With no silverware on the line and scant examples of top-four battles between the duo in recent times, Manchester United vs Liverpool has become moored to tradition, little more than a ferocious reenactment that harks back to a time when the result actually mattered beyond the M62. It used to decide titles. Now it bumps Southampton down to seventh spot.
Compare and contrast with the recent all-Manchester affair at Old Trafford. City’s emergence as a power player since 2008 has dramatically altered the dynamic of a rivalry that was in danger of becoming awkwardly one-sided. Now there's vitriol and acrimony like never before, and while United supporters claim they still hate Liverpool more than their neighbours, the reason is entirely counter-intuitive: they say so to further wind up the blue half of the city.
Meanwhile in north London
At the time of writing Tottenham and Arsenal lie second and third in the table, with each preparing a title charge knowing they must better their closest and fiercest adversary to do so
The seismic power shift has seen the tribal intensity of the fixture become the equal of United’s squabble with Liverpool, but on the pitch its importance is significantly elevated by what’s at stake: not pride or 24 hours of Twitter kudos, but titles and glory. With Pep Guardiola and Jose Mourinho in charge it's difficult to imagine Manchester not competing at the very top for seasons to come, and it’s impossible to imagine every last one of us not being enthralled by the high drama along the way.

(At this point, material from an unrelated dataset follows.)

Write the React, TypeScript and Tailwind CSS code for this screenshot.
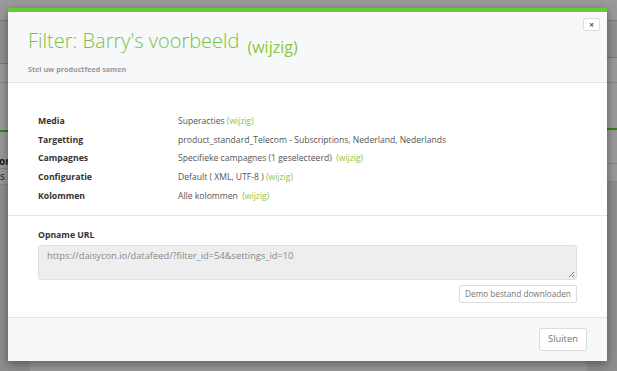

In north London it’s a similar story of neighbouring giants battling for supremacy at the top. At the time of writing Tottenham and Arsenal lie second and third in the table, with each preparing a title charge knowing they must better their closest and fiercest adversary to do so.
The last time this same gripping scenario was relevant to Manchester United vs Liverpool was way back in March 2009, and it would take some naivety to suggest that the mutual loathing between Arsenal and Tottenham supporters is any less incendiary or meaningful than that of their north-west counterparts, or that the fixture isn’t as steeped in combative folklore. With a welcome habit of producing crazy scorelines – plus red cards and controversy a given – it hardly lacks in box-office appeal, either.
On the wane
Perhaps that explains why last season’s north London derby matched the UK viewing figures of United vs Liverpool in September 2015, when Martin Tyler lost his voice and marbles as Anthony Martial condemned the visitors to defeat.
Two years ago Gary Neville likened the modern-day ‘M62 derby’ to that of a pub game – “the Dog and Duck vs the Red Lion” – and while it would be ludicrous to suggest the fixture is anything other than ferociously exciting and a highlight of the domestic calendar, its gravitas has clearly waned in recent times.
Even so, former players will inevitably be wheeled out to talk up the fixture's importance before Monday's clash, something nobody does ahead of a Manchester or north London derby. In those instances, no one has to.